ARCHBISHOP DUNCAN'S MEMOIRS REVIEWED

By the Rev. Dr. Stephen Noll
https://anglicanhousepublishers.org/
January 6, 2023

The Most Rev. Robert W. Duncan,Safe for a Week: Autobiographical Essays on the Lord's
Trustworthiness
(Anglican House Publishers, 2022).

"Let us now praise famous men, and our fathers that begat us." (Sirach 44:1)
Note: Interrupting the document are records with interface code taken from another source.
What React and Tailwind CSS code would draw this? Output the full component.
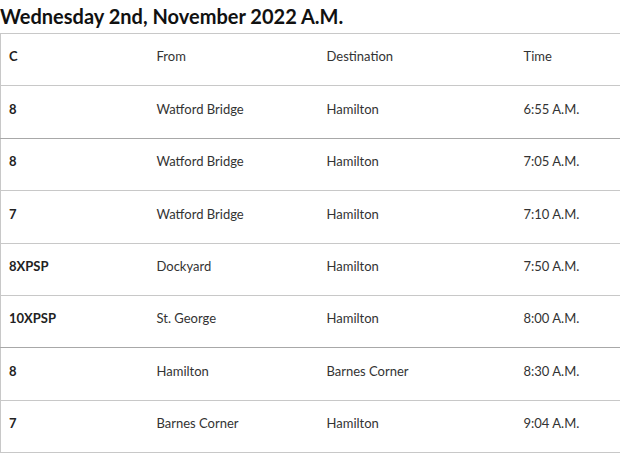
import React from "react";

const rows = [
  ["8", "Watford Bridge", "Hamilton", "6:55 A.M."],
  ["8", "Watford Bridge", "Hamilton", "7:05 A.M."],
  ["7", "Watford Bridge", "Hamilton", "7:10 A.M."],
  ["8XPSP", "Dockyard", "Hamilton", "7:50 A.M."],
  ["10XPSP", "St. George", "Hamilton", "8:00 A.M."],
  ["8", "Hamilton", "Barnes Corner", "8:30 A.M."],
  ["7", "Barnes Corner", "Hamilton", "9:04 A.M."],
];

const App = () => {
  return (
    <div className="bg-white min-h-screen font-['Lato',sans-serif] text-[#222]">
      <h2 className="text-[20px] font-bold leading-[33px] h-[33px] text-[#111]">
        Wednesday 2nd, November 2022 A.M.
      </h2>
      <table className="w-[620px] border-collapse border border-[#c8c8c8] text-[13px] table-fixed">
        <colgroup>
          <col className="w-[148px]" />
          <col className="w-[170px]" />
          <col className="w-[197px]" />
          <col className="w-[105px]" />
        </colgroup>
        <tbody>
          <tr className="h-[52.4px] border-b border-[#c8c8c8]">
            <td className="pl-2 pb-[5px] font-bold">C</td>
            <td className="pl-2 pb-[5px] text-[#333]">From</td>
            <td className="pl-2 pb-[5px] text-[#333]">Destination</td>
            <td className="pl-2 pb-[5px] text-[#333]">Time</td>
          </tr>
          {rows.map((r, i) => (
            <tr
              key={i}
              className={`h-[52.4px] border-b ${i === 0 || i === 4 ? "border-[#a8a8a8]" : "border-[#c8c8c8]"}`}
            >
              <td className="pl-2 pb-[5px] font-bold">{r[0]}</td>
              <td className="pl-2 pb-[5px] text-[#333]">{r[1]}</td>
              <td className="pl-2 pb-[5px] text-[#333]">{r[2]}</td>
              <td className="pl-2 pb-[5px] text-[#333]">{r[3]}</td>
            </tr>
          ))}
        </tbody>
      </table>
    </div>
  );
};

export default App;
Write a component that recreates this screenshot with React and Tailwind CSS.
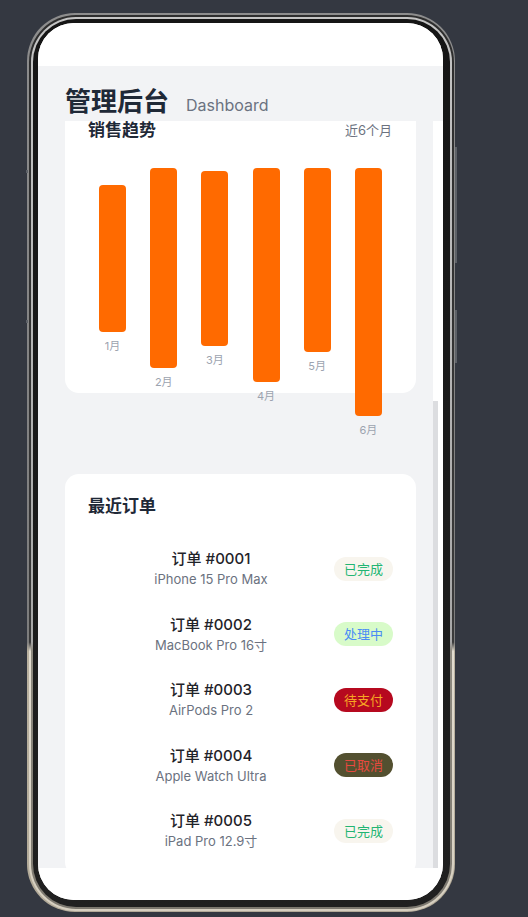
import React from "react";

const bars = [
  { m: "1月", mt: 17, h: 147 },
  { m: "2月", mt: 0, h: 200 },
  { m: "3月", mt: 3, h: 175 },
  { m: "4月", mt: 0, h: 214 },
  { m: "5月", mt: 0, h: 184 },
  { m: "6月", mt: 0, h: 248 },
];

const orders = [
  { id: "#0001", name: "iPhone 15 Pro Max", status: "已完成", cls: "bg-[#f8f5ee] text-[#22b573]" },
  { id: "#0002", name: "MacBook Pro 16寸", status: "处理中", cls: "bg-[#d8fbc9] text-[#4a8cf5]" },
  { id: "#0003", name: "AirPods Pro 2", status: "待支付", cls: "bg-[#b6091f] text-[#f6a623]" },
  { id: "#0004", name: "Apple Watch Ultra", status: "已取消", cls: "bg-[#535030] text-[#e9493f]" },
  { id: "#0005", name: "iPad Pro 12.9寸", status: "已完成", cls: "bg-[#f8f5ee] text-[#22b573]" },
];

const font = { fontFamily: '"Inter", "Noto Sans CJK SC", sans-serif' };

export default function App() {
  return (
    <div className="w-[528px] h-[917px] bg-[#343841] pl-[27px] pt-[13px]" style={font}>
      <div className="relative w-[428px] h-[899px]">
        <div className="absolute -right-[2px] top-[134px] h-[116px] w-[2px] bg-[#5e6268]" />
        <div className="absolute -right-[2px] top-[297px] h-[53px] w-[2px] bg-[#5e6268]" />
        <div className="absolute -left-[1px] top-[157px] h-[3px] w-[2px] bg-[#5e6268]" />
        <div className="absolute -left-[1px] top-[307px] h-[3px] w-[2px] bg-[#5e6268]" />
        <div className="w-full h-full rounded-[48px] p-[1.5px] bg-[linear-gradient(180deg,#8d8d8d_0%,#7d7d7d_70%,#b9b19f_71%,#b2aa98_100%)]">
          <div className="w-full h-full rounded-[47px] p-[2px] bg-[linear-gradient(180deg,#2d2d2d_0%,#3a3a3a_70%,#e2dccf_71%,#d6cfc0_100%)]">
            <div className="w-full h-full rounded-[45px] p-[2px] bg-[linear-gradient(180deg,#c4c4c4_0%,#a8a8a8_70%,#8e8a80_71%,#7c786f_100%)]">
              <div className="w-full h-full rounded-[43px] pl-[5.5px] pr-[6.5px] pt-[4.5px] pb-[6.5px] bg-[linear-gradient(180deg,#151515_0%,#202020_100%)]">
                <div className="w-full h-full rounded-[36px] overflow-hidden bg-white flex flex-col">
                  <div className="h-[43px] bg-white shrink-0" />
                  <div className="h-[55px] shrink-0 bg-[#f2f3f5] px-[27px] pt-[18px] flex items-baseline gap-[17px]">
                    <span className="text-[26px] leading-[36px] font-bold text-[#1f2937]">管理后台</span>
                    <span className="text-[16px] leading-[24px] text-[#6b7280]">Dashboard</span>
                  </div>
                  <div className="h-[747px] shrink-0 flex">
                    <div className="w-[395px] h-full bg-[#f2f3f5] overflow-hidden pl-[27px] pr-[17px]">
                      <div className="-mt-[23px]">
                        <div className="bg-white rounded-[14px] h-[295px] pl-[23px] pr-[24px] pt-[21px]">
                          <div className="flex justify-between items-center h-[24px]">
                            <span className="text-[17px] font-bold text-[#1f2937]">销售趋势</span>
                            <span className="text-[13px] text-[#6b7280]">近6个月</span>
                          </div>
                          <div className="mt-[25px] -ml-[1px] -mr-[2px] flex justify-around items-start">
                            {bars.map((b) => (
                              <div key={b.m} className="w-[27px] flex flex-col items-center">
                                <div
                                  className="w-[27px] rounded-[4px] bg-[#ff6a00]"
                                  style={{ marginTop: b.mt, height: b.h }}
                                />
                                <span className="mt-[6px] text-[11px] leading-[17px] text-[#9ca3af] whitespace-nowrap">
                                  {b.m}
                                </span>
                              </div>
                            ))}
                          </div>
                        </div>
                        <div className="mt-[81px] bg-white rounded-[14px] px-[23px] pt-[21px] pb-[12px]">
                          <div className="h-[24px] flex items-center text-[17px] font-bold text-[#1f2937]">最近订单</div>
                          <div className="mt-[17px] flex flex-col">
                            {orders.map((o) => (
                              <div key={o.id} className="flex items-center py-[12px]">
                                <div className="flex-1 flex flex-col items-center">
                                  <span className="text-[15px] leading-[22px] font-medium text-[#1f2329]">
                                    订单 {o.id}
                                  </span>
                                  <span className="text-[13px] leading-[19.5px] text-[#6b7280]">{o.name}</span>
                                </div>
                                <span className={`px-[10px] h-[24px] leading-[24px] rounded-full text-[13px] ${o.cls}`}>
                                  {o.status}
                                </span>
                              </div>
                            ))}
                          </div>
                        </div>
                      </div>
                    </div>
                    <div className="w-[10px] h-full bg-white">
                      <div className="mt-[280px] w-[5px] h-[467px] bg-[#dcdde0]" />
                    </div>
                  </div>
                  <div className="flex-1 bg-white" />
                </div>
              </div>
            </div>
          </div>
        </div>
      </div>
    </div>
  );
}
Credit Anglican House Publishers for getting into print the memoirs of the heroes of the
Anglican realignment, several of whom I count as friends and mentors (N.B. I am an AHP board
member). In 2021 three volumes appeared. First there was Through Deep Waters, reflections by
Hugo Blankingship, my former senior warden at Truro Church and son of the missionary Bishop
of Cuba, who describes his legal work from prosecuting Bishop Walter Righter in 1996 to
forming the Anglican Church in North America in 2009. Then came the Zoom Memoirs of the
Rt. Rev. Dr. John H. Rodgers, Jr., my boss at Trinity School for Ministry and a bellwether bishop
in the Anglican Mission in America. Next there were the collected writings of the founders of the
Anglican Network in Canada. And now in 2022, the Most Rev. Robert W. Duncan --
"Archbishop Bob," -- my bishop in Pittsburgh and colleague in Gafcon and the Global South
Fellowship, has penned a lively collection of autobiographical "essays."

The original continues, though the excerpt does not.